Trails and Influences: Electronic Ether. Case #19/52.
Now, Hollyoaks.
Wait before you run for the hills, hear me out.
A couple of years ago there was a trailer running for the British television youth orientated soap opera Hollyoaks, for an episode I think called Savage Garden.
I’ve never actually seen Holly Oaks. I suspect I’m not it’s intended demographic or advertisers target audience (!) but whenever this promo would come on it would make me smile and cheer me up.
It’s basically a sort of high street take on some of the visual language, themes and tropes of folklore via the likes of The Wickerman and Kill List: a glimpse of Albion in the cultural overgrowth, a step through the gates into the secret garden (with spangly hotpants as your attire).
And yes it’s a simulacra of suck folklore inspired culture but still one I seemed to enjoy: if I think about that I soon wander down thought processes and pathways where I start to consider the notions of authenticity, what that actually means, why we (including myself) place such a high value on authenticity; it’s such an elusive, intangible thing but at the same time often seems very apparent when it’s there and when it’s not.
For some reason this promotional video blurs those lines a touch for me. I find it joyous, ridiculous, a copy and created with some sense of love or passion for its source material, even if that is but a flickering, passing moment of interest.
All stories are created or summoned forth from imagination at some point, even the most precious folkloric tales probably originally stumbled out of the mind/s of individuals but somewhere along the line they have become authentic.
The Wickerman, say: this was created with a pile of cash by the monied side of the culture business as a commercial project, the music was created by a band put together for this purpose; its authentic roots could be considered to be only just venturing through the topsoil but it has become an authentic totem of a particular kind of otherly Albion and folklore.
Hmmm, curiouser and curiouser said Alice.
Musically the trailer is accompanied by Stealing Sheep’s Shut Eye, which is a lovely catchy sort of psych-folk indie-pop song. I don’t know all that much about the band but they remind me in a way of a more youthful, British Coco Rosie.
I suppose in part my debate around authenticity is maybe a generational thing: I grew up in a time when to have your music used in an advert was considered just cause to be taken off the artistic roll-call for good (to paraphrase Bill Hicks). Today, that doesn’t seem to be such a consideration. Possibly, mine and similar generations were more than a touch didactic, my way or the highway about such things, a bit up our own rears for a bit too long (to paraphrase Stewart Lee).
I expect some part of me is still with Bill Hicks on this, it’s quite deeply ingrained but I’m also more accepting of the realities of life, the greys rather than the black and whites of beliefs and actions and the effect that Mother Hubbard-ed cupboards can have as I’ve become older.
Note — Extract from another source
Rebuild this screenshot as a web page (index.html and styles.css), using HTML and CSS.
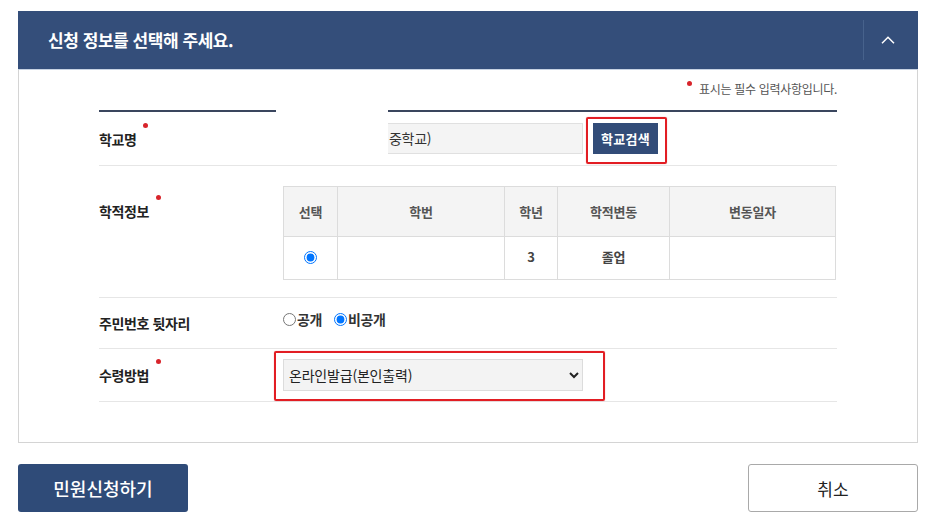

I guess I still have some sense of “selling out” but it’s hard to put into words what that really means. Even back in the day, it was okay(ish) to sell your music/culture as part of a commercial transaction whereby larger corporations were one way or another involved in the production, releasing, promotion, selling and/or distribution of your work (although often disguised behind all kinds of smoke and mirrors). It was a world of curiously arbitary standards where you had to tread carefully or you might lose your “the real thing” tag.
Of course, people didn’t turn up on my/subcultures doorstep with a suitcase of cash and a “sign here and this is all yours and your works is ours to use” contract so much back in those days; what could be considered not so mainstream culture didn’t seem to be so visible, interesting or acceptable to the mainstream and the accompanying cheque books, so those somewhat purist beliefs weren’t thoroughly tested. Or maybe what I’ve been drawn to/worked amongst has always been a little off the beaten track, a little too “from the wild woods” (see Day #40/365) in one way or another.
In the meantime, I still enjoy this trailer. It’s a guilty pleasure, yes but a pleasure nonetheless. I’ve just watched it again and it still makes me smile. As I say earlier it’s a glimpse, a glint of Albion in the overgrowth.